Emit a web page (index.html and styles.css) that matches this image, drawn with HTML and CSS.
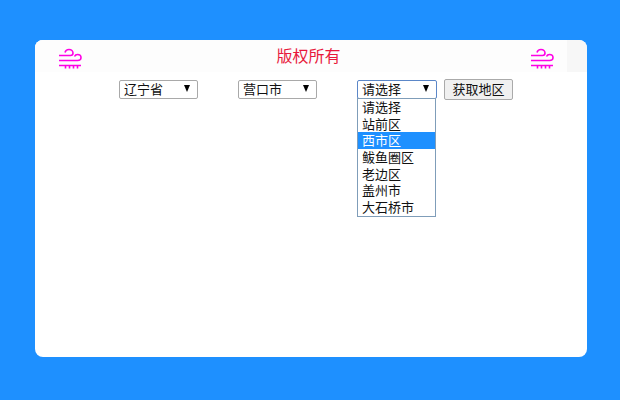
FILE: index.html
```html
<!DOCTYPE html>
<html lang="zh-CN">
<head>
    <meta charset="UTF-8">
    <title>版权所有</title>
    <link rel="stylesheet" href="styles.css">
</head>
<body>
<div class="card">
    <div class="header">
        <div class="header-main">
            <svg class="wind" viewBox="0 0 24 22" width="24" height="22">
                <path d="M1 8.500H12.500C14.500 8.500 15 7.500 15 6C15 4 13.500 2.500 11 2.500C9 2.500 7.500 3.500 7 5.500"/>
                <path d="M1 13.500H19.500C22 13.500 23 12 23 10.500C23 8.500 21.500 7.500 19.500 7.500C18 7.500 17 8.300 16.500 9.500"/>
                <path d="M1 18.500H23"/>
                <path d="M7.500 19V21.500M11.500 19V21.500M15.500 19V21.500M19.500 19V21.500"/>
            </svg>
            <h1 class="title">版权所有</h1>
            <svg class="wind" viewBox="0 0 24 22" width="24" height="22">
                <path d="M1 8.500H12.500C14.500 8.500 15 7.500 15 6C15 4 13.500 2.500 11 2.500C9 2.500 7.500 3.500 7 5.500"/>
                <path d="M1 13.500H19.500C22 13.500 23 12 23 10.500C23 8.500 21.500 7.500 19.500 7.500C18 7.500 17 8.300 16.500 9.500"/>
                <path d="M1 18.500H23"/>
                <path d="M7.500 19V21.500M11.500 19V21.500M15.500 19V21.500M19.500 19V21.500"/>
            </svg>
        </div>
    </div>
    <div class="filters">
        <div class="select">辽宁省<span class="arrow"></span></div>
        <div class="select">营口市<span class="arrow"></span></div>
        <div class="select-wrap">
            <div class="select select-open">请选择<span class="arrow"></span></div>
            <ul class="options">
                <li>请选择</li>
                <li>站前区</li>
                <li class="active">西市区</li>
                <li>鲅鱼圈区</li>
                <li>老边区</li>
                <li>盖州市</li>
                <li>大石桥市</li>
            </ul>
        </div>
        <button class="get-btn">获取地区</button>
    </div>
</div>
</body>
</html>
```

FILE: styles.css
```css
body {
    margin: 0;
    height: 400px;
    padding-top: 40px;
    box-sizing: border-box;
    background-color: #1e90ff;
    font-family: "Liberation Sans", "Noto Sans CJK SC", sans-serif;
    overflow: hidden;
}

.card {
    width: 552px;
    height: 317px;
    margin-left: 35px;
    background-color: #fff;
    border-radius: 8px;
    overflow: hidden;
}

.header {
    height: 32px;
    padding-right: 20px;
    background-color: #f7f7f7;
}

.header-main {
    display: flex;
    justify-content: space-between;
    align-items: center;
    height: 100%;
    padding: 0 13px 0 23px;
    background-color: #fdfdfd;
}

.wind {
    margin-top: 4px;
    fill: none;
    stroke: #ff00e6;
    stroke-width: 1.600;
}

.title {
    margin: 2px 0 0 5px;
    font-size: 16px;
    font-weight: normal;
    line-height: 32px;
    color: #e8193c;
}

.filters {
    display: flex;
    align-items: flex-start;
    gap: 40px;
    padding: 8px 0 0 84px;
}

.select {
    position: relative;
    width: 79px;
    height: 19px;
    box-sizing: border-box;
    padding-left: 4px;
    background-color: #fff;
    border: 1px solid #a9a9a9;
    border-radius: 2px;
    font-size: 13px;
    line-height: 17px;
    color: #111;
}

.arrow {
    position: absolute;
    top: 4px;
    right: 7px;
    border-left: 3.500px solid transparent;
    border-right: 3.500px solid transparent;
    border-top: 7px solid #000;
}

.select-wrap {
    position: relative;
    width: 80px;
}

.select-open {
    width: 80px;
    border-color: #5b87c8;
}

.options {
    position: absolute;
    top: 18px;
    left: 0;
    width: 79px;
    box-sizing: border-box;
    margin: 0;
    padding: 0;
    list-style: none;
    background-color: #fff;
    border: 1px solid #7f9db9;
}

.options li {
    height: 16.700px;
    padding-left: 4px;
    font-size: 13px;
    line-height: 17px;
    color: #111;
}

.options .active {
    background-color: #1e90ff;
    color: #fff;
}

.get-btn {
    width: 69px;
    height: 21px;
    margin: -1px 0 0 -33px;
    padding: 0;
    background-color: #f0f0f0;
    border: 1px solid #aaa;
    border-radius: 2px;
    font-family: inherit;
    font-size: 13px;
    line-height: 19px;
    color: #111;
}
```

————————

SET PROBLEM. Extract every line that has the string "styles" in it.

RESULT.
Emit a web page (index.html and styles.css) that matches this image, drawn with HTML and CSS.
    <link rel="stylesheet" href="styles.css">
FILE: styles.css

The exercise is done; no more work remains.